Lee ariston3344 at yahoo.com
Thu Jul 22 05:12:38 UTC 2004


No: HPFGUIDX 107230

> 4) Why does Alice give Neville the gum wrapper?  Is she starting
> to recognize him?  Is there something strange about the gum, or is
> it all she has to give?

Del responded:
> Your guess is as good as any :-)
> One possibility I like is that she gives them to Neville because it's
> Neville who gives the gums to her in the first place. Maybe Neville
> learned from Uncle Algie that his mom was a Drooble Gum addict, so he
> started early on to give them her favourite treats as a way to tell
> her he loved her. And now she's giving them back to him as a way to
> tell him she loves him too. The gums wrappers would be a *symbol* of
> the love they have for each other but that they can't share any other way.
> I have of course not a single shred of canon to support my theory. I
> just *like* the idea.
 
Carol added:
> That's one possibility, but I think she just wants to give Neville
> something and the wrappers are all she has to give. She wouldn't have
> any personal possessions, only her hospital gown and the bed she
> sleeps in. I think her mind and emotions have been reduced to those of
> a pre-verbal child about the age Neville was when she was Crucio'd. I
> can imagine a baby of fifteen months or so giving someone who clearly
> loves him but doesn't see him very often (say, a grandma) a gum
> wrapper.

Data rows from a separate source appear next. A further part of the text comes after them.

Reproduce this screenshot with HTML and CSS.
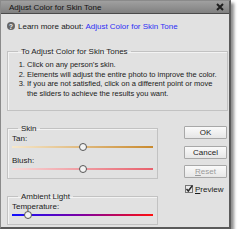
FILE: index.html
```html
<!DOCTYPE html>
<html lang="en">
<head>
    <meta charset="UTF-8">
    <title>Adjust Color for Skin Tone</title>
    <link rel="stylesheet" href="styles.css">
</head>
<body>
    <div class="dialog">
        <div class="titlebar">
            <span class="title">Adjust Color for Skin Tone</span>
            <svg class="close" width="8" height="8" viewBox="0 0 8 8">
                <path d="M1 1 L7 7 M7 1 L1 7" stroke="#1e1e1e" stroke-width="2"/>
            </svg>
        </div>

        <div class="help">
            <span class="help-icon">?</span>
            <span>Learn more about:</span>
            <a href="#">Adjust Color for Skin Tone</a>
        </div>

        <fieldset class="box steps">
            <legend>To Adjust Color for Skin Tones</legend>
            <ol>
                <li>Click on any person’s skin.</li>
                <li>Elements will adjust the entire photo to improve the color.</li>
                <li>If you are not satisfied, click on a different point or move the sliders to achieve the results you want.</li>
            </ol>
        </fieldset>

        <div class="lower">
            <div class="controls">
                <fieldset class="box skin">
                    <legend>Skin</legend>
                    <div class="label">Tan:</div>
                    <div class="slider tan"><span class="thumb" style="left: 50%"></span></div>
                    <div class="label">Blush:</div>
                    <div class="slider blush"><span class="thumb" style="left: 50%"></span></div>
                </fieldset>
                <fieldset class="box ambient">
                    <legend>Ambient Light</legend>
                    <div class="label">Temperature:</div>
                    <div class="slider temp"><span class="thumb" style="left: 11%"></span></div>
                </fieldset>
            </div>

            <div class="buttons">
                <button class="btn">OK</button>
                <button class="btn">Cancel</button>
                <button class="btn disabled"><u>R</u>eset</button>
                <label class="preview">
                    <svg class="check" width="8" height="8" viewBox="0 0 8 8">
                        <rect x="0.5" y="0.5" width="7" height="7" fill="#e9e9e9" stroke="#777"/>
                        <path d="M1.5 4 L3.3 6 L7.5 0.5" fill="none" stroke="#2a2a2a" stroke-width="1.5"/>
                    </svg>
                    <span><u>P</u>review</span>
                </label>
            </div>
        </div>
    </div>
</body>
</html>
```

FILE: styles.css
```css
body {
    margin: 0;
    background: #fff;
    font-family: 'Liberation Sans', Arial, sans-serif;
    font-size: 8px;
    color: #1a1a1a;
}

.dialog {
    width: 231px;
    height: 229px;
    background: #e1e1e1;
    border: 1px solid #8a8a8a;
    border-right: 2px solid #5a5a5a;
    border-bottom: 2px solid #5a5a5a;
    box-shadow: 3px 3px 3px rgba(0, 0, 0, 0.45);
    box-sizing: border-box;
}

.titlebar {
    height: 12px;
    background: linear-gradient(#a0a0a0, #808080);
    border-bottom: 1px solid #4a4a4a;
    display: grid;
    grid-template-columns: 1fr 8px;
    align-items: center;
    padding: 0 5px 0 8px;
}

.title {
    font-size: 8px;
    color: #111;
}

.close {
    display: block;
}

.help {
    display: flex;
    align-items: center;
    gap: 2px;
    margin: 7px 0 0 6px;
    height: 10px;
    font-size: 8px;
}

.help-icon {
    width: 8px;
    height: 8px;
    border-radius: 50%;
    background: #666;
    color: #eee;
    font-size: 7px;
    font-weight: bold;
    display: flex;
    align-items: center;
    justify-content: center;
    margin-right: 1px;
}

.help a {
    color: #2f2ff5;
    text-decoration: none;
}

.box {
    margin: 0;
    border: 1px solid #c2c2c2;
    box-shadow: inset 1px 1px 0 #f3f3f3;
    padding: 0 4px;
}

.box legend {
    padding: 0 3px;
    margin-left: 6px;
    font-size: 8px;
    color: #222;
}

.steps {
    margin: 16px 0 0 6px;
    width: 221px;
    height: 64px;
    box-sizing: border-box;
}

.steps ol {
    margin: 4px 0 0 0;
    padding-left: 15px;
    font-size: 7.5px;
    line-height: 9.5px;
}

.lower {
    display: flex;
    margin-top: 13px;
}

.controls {
    display: flex;
    flex-direction: column;
    gap: 13px;
    margin-left: 6px;
    width: 151px;
}

.skin {
    height: 55px;
    box-sizing: border-box;
}

.ambient {
    height: 33px;
    box-sizing: border-box;
}

.label {
    font-size: 8px;
    margin-top: 1px;
    height: 10px;
}

.slider {
    position: relative;
    height: 2px;
    margin: 2px 0 8px 0;
}

.tan { background: linear-gradient(to right, #f6e8cc, #c98a2e); }
.blush { background: linear-gradient(to right, #f8d8d8, #e8606c); }
.temp { background: linear-gradient(to right, #1010ff, #8000a0, #ff1010); }

.thumb {
    position: absolute;
    top: -3px;
    width: 8px;
    height: 8px;
    margin-left: -4px;
    border-radius: 50%;
    border: 1px solid #555;
    background: #f2f2f2;
    box-sizing: border-box;
}

.buttons {
    display: flex;
    flex-direction: column;
    gap: 6.5px;
    margin-left: 26px;
    margin-top: 2px;
}

.btn {
    width: 43px;
    height: 13px;
    padding: 0;
    font-family: inherit;
    font-size: 8px;
    color: #222;
    background: linear-gradient(#fafafa, #e6e6e6);
    border: 1px solid #a8a8a8;
    border-radius: 1px;
}

.btn.disabled {
    color: #999;
}

.preview {
    display: flex;
    align-items: center;
    gap: 2px;
    margin-left: 1px;
    font-size: 8px;
    height: 9px;
}

.check {
    display: block;
}
```
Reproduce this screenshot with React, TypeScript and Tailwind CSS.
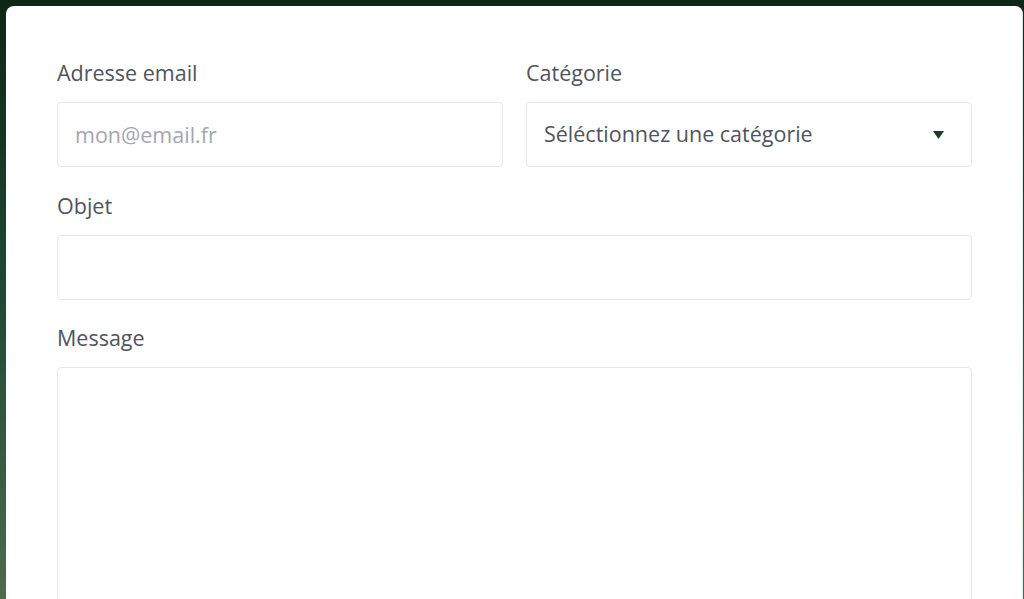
export default function App() {
  return (
    <div className="min-h-screen h-[599px] overflow-hidden bg-gradient-to-b from-[#0e2616] via-[#1f4a35] to-[#4d6b4d] pt-[6px] pl-[6px] pr-[1px]" style={{ fontFamily: "'Open Sans', 'Noto Sans', sans-serif" }}>
      <div className="h-full bg-white rounded-t-lg border-r border-[#e7e8ec] pl-[51px] pr-[50px] pt-[53px]">
        <div className="grid grid-cols-2 gap-x-[23px]">
          <div>
            <label className="block text-[21.5px] leading-7 text-[#4f5460] mb-[15px]">Adresse email</label>
            <input
              type="email"
              placeholder="mon@email.fr"
              className="w-full h-[65px] px-[17px] rounded border border-[#e5e7eb] text-[21.5px] text-[#4f5460] placeholder:text-[#a3a7ae] outline-none"
            />
          </div>
          <div>
            <label className="block text-[21.5px] leading-7 text-[#4f5460] mb-[15px]">Catégorie</label>
            <div className="w-full h-[65px] px-[17px] rounded border border-[#e5e7eb] flex items-center justify-between">
              <span className="text-[21.5px] text-[#4f5460]">Séléctionnez une catégorie</span>
              <svg width="11" height="8" viewBox="0 0 11 8" className="mr-[10px]">
                <path d="M0 0 H11 L5.5 8 Z" fill="#1d3a26" />
              </svg>
            </div>
          </div>
        </div>
        <div className="mt-[25px]">
          <label className="block text-[21.5px] leading-7 text-[#4f5460] mb-[15px]">Objet</label>
          <input type="text" className="w-full h-[65px] px-[17px] rounded border border-[#e5e7eb] text-[21.5px] outline-none" />
        </div>
        <div className="mt-[24px]">
          <label className="block text-[21.5px] leading-7 text-[#4f5460] mb-[15px]">Message</label>
          <textarea className="w-full h-[260px] px-[17px] py-3 rounded border border-[#e5e7eb] text-[21.5px] outline-none resize-none" />
        </div>
      </div>
    </div>
  );
}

It's very touching that Alice would be in such a plight yet
> still struggling to show her love, and even more touching that Neville
> values her gifts. [...]

ariston finally decides to plunk down two knuts:
I think there may be another very sad aspect to all of this, too, 
which is that Alice can no longer recognize the difference between a 
valuable gift and a non-valuable one.  Of course, the wrappers 
*become* valuable because Alice has given them, but that's not what 
I'm getting at...  To Alice, there may no longer BE any difference 
between giving Neville a gum wrapper and giving him a Mimbulus 
Mimbletonia -- she can no longer see that.  Dumbledore says that 
Neville's parents don't recognize him, so I doubt that 
Alice even knows that she's giving something to someone 
named "Neville" or that she's giving something to *her son*.  She 
has a dim awareness of love toward this person, and she gives 
something to him.  But in fact she may feel a similar dim awareness 
toward many people who treat her kindly.  I once worked in a nursing 
home, and it wouldn't surprise me if Alice gives gum wrappers to the 
nurses and the healers all the time, too.

I guess I'm kind of raining on the parade here, but I actually don't 
think this takes away from Alice's gifts to Neville being deeply 
touching.  In the limited way that she's still capable of, Alice is 
expressing love.  But when I pause to think just *how* limited that 
is -- that Alice has been reduced to THIS -- that there might not be 
any significance to the gum wrappers at all, that perhaps for all 
Alice knows she's giving Neville pocket fluff or something deadly or 
a million galleons -- then I feel the pathos of the situation, and 
the utter horror of what the DEs did to her and Frank, much more 
strongly.  Azkaban was better, really, than those four DEs deserved.